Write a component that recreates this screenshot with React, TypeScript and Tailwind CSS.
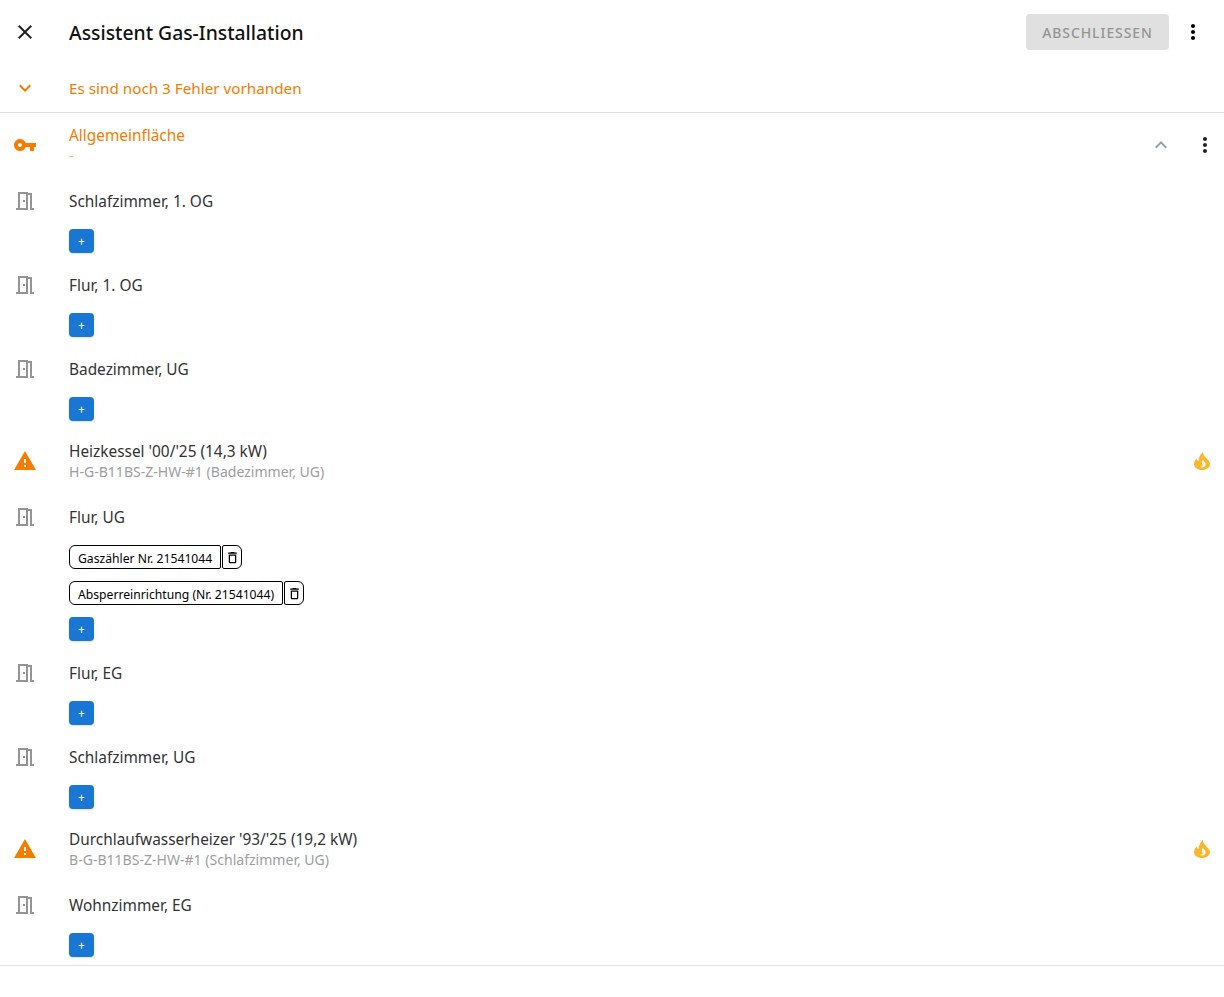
import React from 'react';
import {
    MdClose,
    MdDeleteOutline,
    MdExpandLess,
    MdExpandMore,
    MdMoreVert,
    MdOutlineMeetingRoom,
    MdVpnKey,
    MdWarning,
} from 'react-icons/md';

// flame with the small swirl, none of the icon sets has this exact one
const Flame = () => (
    <svg width="16" height="18" viewBox="0 0 16 18" className="text-[#fbb62d]">
        <path
            fill="currentColor"
            fillRule="evenodd"
            d="M8.8 0C9 3 10.5 4 12.5 6.5 14.5 8.8 16 10 16 12 16 15.5 12.5 18 8 18 3.5 18 0 15.5 0 12 0 9.5 1.2 8 2.5 6.5 3 8 3.5 9 4.5 9 5 6 5.5 3 8.8 0ZM8 15.5C10.5 15.5 12 13.5 11.5 11.5 11 10 9.5 9.5 9 7.5 7.5 9.5 7.5 11 8.5 12.5 9 13.5 8.5 15 6 14.5 6.5 15.2 7.2 15.5 8 15.5Z"
        />
    </svg>
);

const AddButton = () => (
    <button className="w-[25px] h-6 rounded bg-[#1976d2] text-white text-xs leading-[26px] text-center shadow-sm">
        +
    </button>
);

const Chip = ({ label }: { label: string }) => (
    <div className="flex h-6 gap-px text-black">
        <div className="h-6 border border-black rounded-l-md rounded-r-xs bg-white px-2 text-[12.18px] leading-[25px] whitespace-nowrap">
            {label}
        </div>
        <button className="w-5 h-6 border border-black rounded-r-md rounded-l-xs bg-white flex items-center justify-center">
            <MdDeleteOutline size={15} />
        </button>
    </div>
);

const Room = ({ name, chips = [] }: { name: string; chips?: string[] }) => (
    <div>
        <div className="flex items-center h-12">
            <div className="w-[69px] pl-[13px] shrink-0 text-[#949494]">
                <MdOutlineMeetingRoom size={24} />
            </div>
            <span className="text-[#333333] pt-0.5">{name}</span>
        </div>
        <div className="pl-[69px] pt-1 pb-2 flex flex-col gap-3 items-start">
            {chips.map((c) => (
                <Chip key={c} label={c} />
            ))}
            <AddButton />
        </div>
    </div>
);

const Appliance = ({ name, sub }: { name: string; sub: string }) => (
    <div className="flex items-center h-16">
        <div className="w-[69px] pl-[13px] shrink-0 text-[#f57c00]">
            <MdWarning size={24} />
        </div>
        <div className="flex-1 min-w-0">
            <div className="text-[#333333] leading-[22px] pt-px">{name}</div>
            <div className="text-[#9e9e9e] text-[14.05px] leading-[20px] -mt-px">{sub}</div>
        </div>
        <div className="pr-[14px]">
            <Flame />
        </div>
    </div>
);

export default function App() {
    return (
        <div className="min-h-[997px] bg-white font-['Noto_Sans',sans-serif] text-[15.4px]">
            <header className="flex items-center h-16">
                <div className="w-[69px] pl-[13px] shrink-0 text-[#212121]">
                    <MdClose size={24} />
                </div>
                <h1 className="flex-1 text-[19.34px] font-medium text-[#111111] pt-0.5">
                    Assistent Gas-Installation
                </h1>
                <button className="w-[143px] h-9 rounded bg-[#e0e0e0] text-[#949494] text-sm font-medium tracking-[0.92px] pt-0.5">
                    ABSCHLIESSEN
                </button>
                <div className="pl-3 pr-[19px] text-black">
                    <MdMoreVert size={24} />
                </div>
            </header>
            <div className="flex items-center h-12 border-b border-[#e0e0e0] box-content text-[#f57c00]">
                <div className="w-[69px] pl-[13px] shrink-0">
                    <MdExpandMore size={24} />
                </div>
                <span className="text-[15.25px]">Es sind noch 3 Fehler vorhanden</span>
            </div>
            <div className="border-b border-[#e0e0e0]">
                <div className="flex items-center h-16">
                    <div className="w-[69px] pl-[13px] shrink-0 text-[#f57c00]">
                        <MdVpnKey size={24} />
                    </div>
                    <div className="flex-1">
                        <div className="text-[#f57c00] leading-[22px] pt-px">Allgemeinfläche</div>
                        <div className="text-[#f57c00] text-sm leading-[20px] opacity-60 -mt-px">-</div>
                    </div>
                    <div className="pr-5 text-[#90a4ae]">
                        <MdExpandLess size={24} />
                    </div>
                    <div className="pr-[7px] text-[#212121]">
                        <MdMoreVert size={24} />
                    </div>
                </div>
                <Room name="Schlafzimmer, 1. OG" />
                <Room name="Flur, 1. OG" />
                <Room name="Badezimmer, UG" />
                <Appliance name="Heizkessel '00/'25 (14,3 kW)" sub="H-G-B11BS-Z-HW-#1 (Badezimmer, UG)" />
                <Room
                    name="Flur, UG"
                    chips={['Gaszähler Nr. 21541044', 'Absperreinrichtung (Nr. 21541044)']}
                />
                <Room name="Flur, EG" />
                <Room name="Schlafzimmer, UG" />
                <Appliance name="Durchlaufwasserheizer '93/'25 (19,2 kW)" sub="B-G-B11BS-Z-HW-#1 (Schlafzimmer, UG)" />
                <Room name="Wohnzimmer, EG" />
            </div>
        </div>
    );
}
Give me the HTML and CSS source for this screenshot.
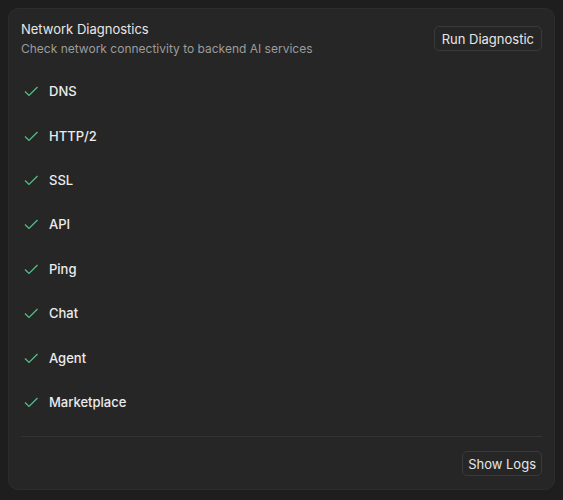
FILE: index.html
```html
<!DOCTYPE html>
<html lang="en">
<head>
    <meta charset="UTF-8">
    <title>Network Diagnostics</title>
    <link rel="stylesheet" href="styles.css">
</head>
<body>
    <div class="card">
        <div class="card-header">
            <div>
                <div class="title">Network Diagnostics</div>
                <div class="subtitle">Check network connectivity to backend AI services</div>
            </div>
            <button class="btn">Run Diagnostic</button>
        </div>

        <ul class="checks">
            <li><svg class="check" viewBox="0 0 16 16"><path d="M2 8.5L6 12.5L14.5 4"/></svg>DNS</li>
            <li><svg class="check" viewBox="0 0 16 16"><path d="M2 8.5L6 12.5L14.5 4"/></svg>HTTP/2</li>
            <li><svg class="check" viewBox="0 0 16 16"><path d="M2 8.5L6 12.5L14.5 4"/></svg>SSL</li>
            <li><svg class="check" viewBox="0 0 16 16"><path d="M2 8.5L6 12.5L14.5 4"/></svg>API</li>
            <li><svg class="check" viewBox="0 0 16 16"><path d="M2 8.5L6 12.5L14.5 4"/></svg>Ping</li>
            <li><svg class="check" viewBox="0 0 16 16"><path d="M2 8.5L6 12.5L14.5 4"/></svg>Chat</li>
            <li><svg class="check" viewBox="0 0 16 16"><path d="M2 8.5L6 12.5L14.5 4"/></svg>Agent</li>
            <li><svg class="check" viewBox="0 0 16 16"><path d="M2 8.5L6 12.5L14.5 4"/></svg>Marketplace</li>
        </ul>

        <div class="card-footer">
            <button class="btn">Show Logs</button>
        </div>
    </div>
</body>
</html>
```

FILE: styles.css
```css
body {
    margin: 0;
    padding: 8px;
    background-color: #1e1e1e;
    font-family: Inter, "Noto Sans", sans-serif;
    font-size: 13px;
    color: #e6e6e6;
}

.card {
    box-sizing: border-box;
    height: 482px;
    background-color: #262626;
    border: 1px solid #2d2d2d;
    border-radius: 10px;
    padding: 11px 12px 12px;
}

.card-header {
    display: flex;
    justify-content: space-between;
    align-items: flex-start;
}

.title {
    line-height: 19px;
    color: #e8e8e8;
}

.subtitle {
    font-size: 12px;
    line-height: 19px;
    color: #9c9c9c;
}

.btn {
    font-family: inherit;
    font-size: 13px;
    color: #e6e6e6;
    background-color: #262626;
    border: 1px solid #3a3a3a;
    border-radius: 5px;
    height: 25px;
    padding: 0 7px;
    margin-top: 6px;
}

.checks {
    list-style: none;
    margin: 11px 0 0;
    padding: 0;
}

.checks li {
    display: flex;
    align-items: center;
    height: 44.4px;
    padding-left: 2px;
    font-weight: 500;
    color: #ececec;
}

.check {
    width: 16px;
    height: 16px;
    margin-right: 10px;
    fill: none;
    stroke: #4fc58a;
    stroke-width: 1.2;
}

.card-footer {
    margin-top: 12px;
    border-top: 1px solid #333;
    padding-top: 14px;
    display: flex;
    justify-content: flex-end;
}

.card-footer .btn {
    margin-top: 0;
    padding: 0 5px;
}
```
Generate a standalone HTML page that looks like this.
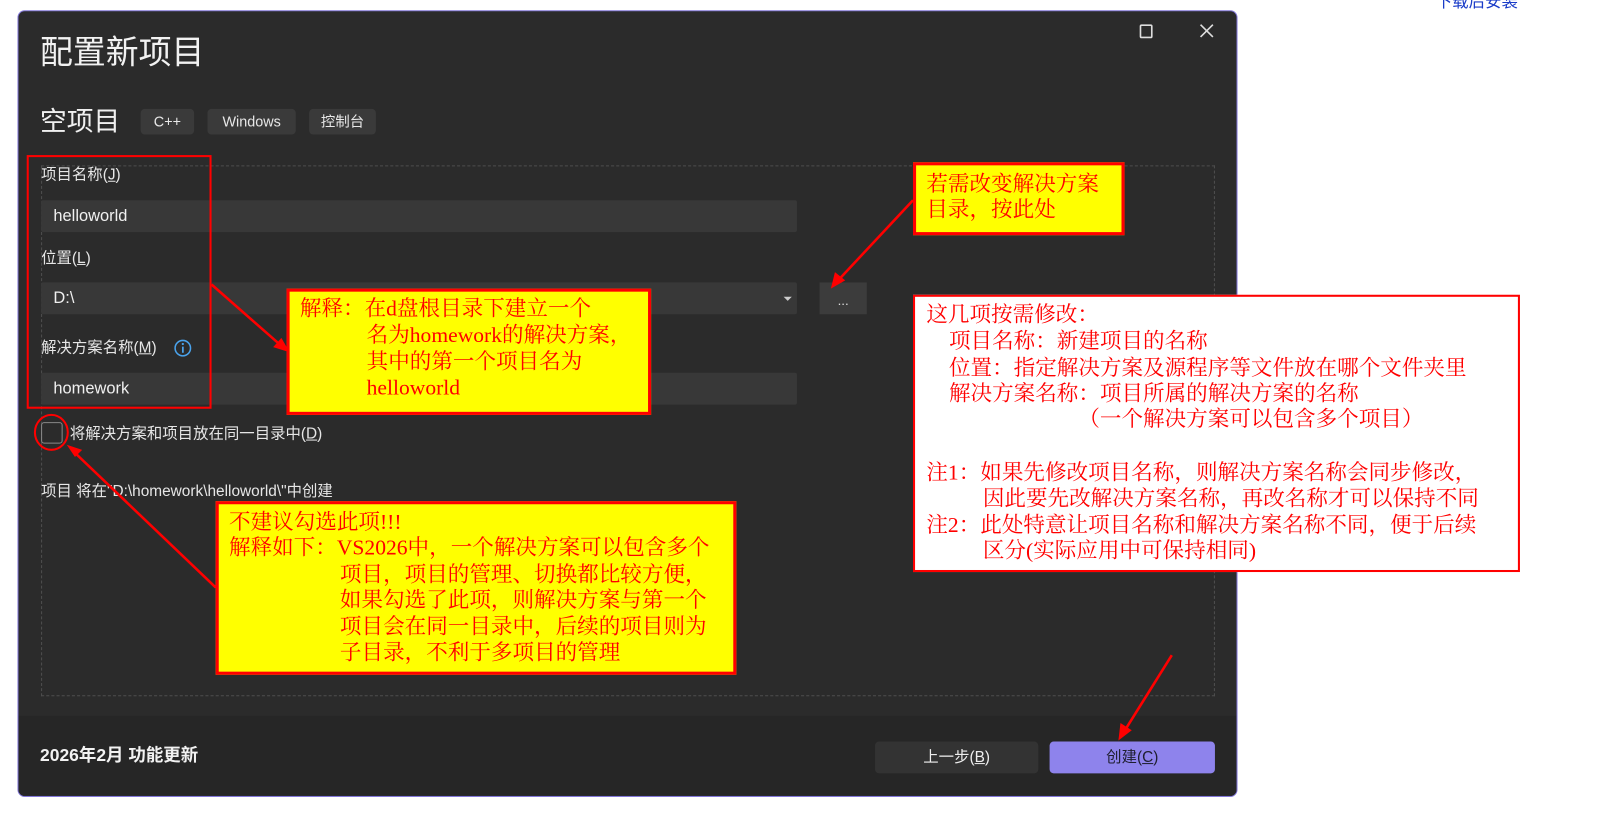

◆ ◆ ◆ ◆ ◆

To be done: Determine the number of lines in the entries above where the string "that" appears. Answer with the number alone.

Full solution: 2